Des mesures de chiffrement permettant d'assurer l'intégrité et la confidentialité des données traitées seront mises en place dans le cadre du traitement, selon les mêmes modalités que le traitement mis en œuvre par l'ABM. Les données sensibles seront chiffrées au repos. Les mécanismes techniques mis en œuvre pour ces traitements devront être conformes à l'état de l'art, et notamment aux préconisations du référentiel général de sécurité (RGS).

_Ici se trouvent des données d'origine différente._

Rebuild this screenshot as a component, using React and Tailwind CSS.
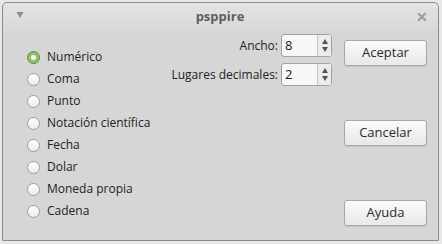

De même que pour le traitement mis en œuvre par l'ABM, la Commission prend acte de ce que les accès des utilisateurs seront protégés par une authentification forte comportant au moins deux facteurs d'authentification différents. La Commission rappelle ses recommandations susmentionnées concernant le choix de ces facteurs d'authentification.
Concernant l'habilitation des personnes pouvant accéder aux données traitées, la Commission accueille favorablement la mise en œuvre de profils d'habilitation permettant des restrictions d'accès à certaines fonctionnalités et un accès aux données uniquement nécessaires à l'utilisateur.
La durée de conservation des traces fonctionnelles est en cours de définition par le responsable de traitement. La Commission rappelle qu'une conservation des traces fonctionnelles conforme à ses recommandations consiste à conserver ces traces pendant une durée minimum de six mois et maximum d'un an à partir de la génération de la trace fonctionnelle, ou d'apporter une justification particulière démontrant un risque élevé pour les personnes concernées nécessitant de conserver ces traces au-delà de la durée recommandée, notamment en cas de possibilité de détournement de finalité du traitement.
Un centre opérationnel de sécurité collectera et analysera les traces et événements produits par les équipements réseau du traitement. La Commission recommande que les traces applicatives et événements collectés et analysés soient conservés pendant une durée conforme à ses préconisations et prend acte de ce que ces traces ne comporteront pas de données de santé ou de données nominatives. Elle recommande également la mise en œuvre d'un mécanisme d'analyse proactive des traces fonctionnelles générées par le traitement.
Enfin, les échanges dématérialisés entre l'ABM et la CAPADD, ainsi qu'entre les différentes entités pouvant intervenir lors d'une demande d'accès aux origines, s'effectueront grâce à des messageries sécurisées de santé assurant la confidentialité des échanges. Lorsque certaines de ces entités ne sont pas éligibles à ce mode de communication, la Commission rappelle que le corps des messages ne devra comporter aucune donnée à caractère personnel et se limiter au strict nécessaire. Elle prend acte de ce que les pièces jointes seront chiffrées par des algorithmes à l'état de l'art.
Les autres dispositions du décret n'appellent pas d'observations de la Commission.